In response, KCR is opening a new temporary housing shelter on Anderson Hill in Silverdale, designed to hold up to six families.

Bert Furuta, director of Kitsap County Personnel and Human Services, said the shelter will be available only to women with children, which he described as “our most vulnerable population.”

“We need more emergency shelters,” Cook said. “The minimal time we can spend integrating them into the community can make them far more stable. With the homeless kids, they often keep it a secret and don’t tell their friends. If a family continues to be homeless, studies show the kids are far less likely to go back to school.”

Overall, 154 families are on KCR’s waiting list for emergency shelter. These families represent 469 people, 257 of which are children.

An estimated 639 families, representing 937 individuals, were homeless at the end of 2008, according to statistics from the Kitsap County Jail. New statistics for the homeless are compiled during the end of January each year.

For the homeless, this facility is not the long-term solution.

Residents may stay at the facility for a maximum number of 90 days. Feruta said the residents are required to meet with a KCR representative at least once a week to assist with potential employment.

KCR also works with the children to ensure they are enrolled in schools, and have transportation to them.

The non-profit One-Church One-Family, which is paying the utilities for the facility, will provide a support group for the residents while KCR provides case management, said Rick Best, the group’s executive director.

“We want to be a listening ear,” he said. “We want to provide personal, spiritual and emotional help.”

One-Church One-Family is a group of volunteers from Kitsap Churches that began in response to local Hurricane Katrina victims. Best said the group already helps the county operate 10 other units for the homeless and has had a 73 percent success rate during the past five years helping the homeless become full home owners.

For 25 years, the Sound Institute, formerly Kitsap Youth Homes had

operated in the facility as a crisis residential treatment center for non-offender children through Kitsap County Juvenile Services.

In late 2008, the state notified the county that it was unwilling to continue funding the facility, which cost $670,000 annually.

“The funding just wasn’t there. There is a real hole in the county without this program,” said Ned Delmore, director of services at the Kitsap County Juvenile Department. “But this homeless program is as important as any.”

KCR approached the county in fall about using the facility for temporary housing. Feruta said the county is providing an $8,000 start-up grant, but that it will be privately run by KCR, One-Church One-Family and volunteers there after.

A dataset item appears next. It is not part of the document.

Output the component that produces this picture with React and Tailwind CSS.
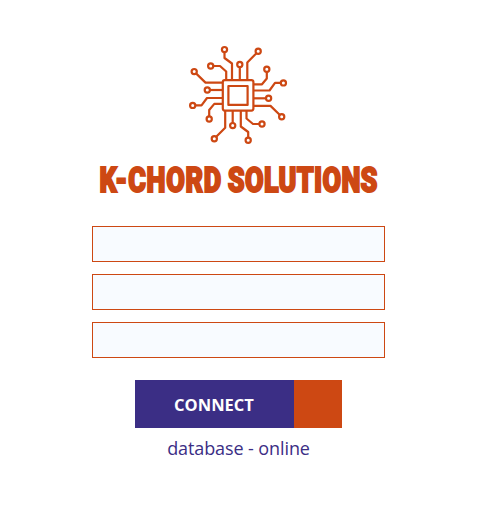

Six dormitory style rooms are in the facility, three of which are furnished and three which still need basic appliances, Furuta said.

Employees from six local businesses and department contacted KCR to sponsor rooms in the facility during the past month: Central Kitsap Fire and Rescue, Jazzercise and Centcom Employees, as well the Kitsap County Information Services Department, Juvenile Services and Assessor and Treasuries.

These groups will provide basic items for the rooms, such as pillows, sheets and blankets.

Feruta hopes the facility opens by the beginning of January, if not by Christmas.

“There’s a bit of urgency,” he said. “If we can get six families out of the cold then that’s a great Christmas present.”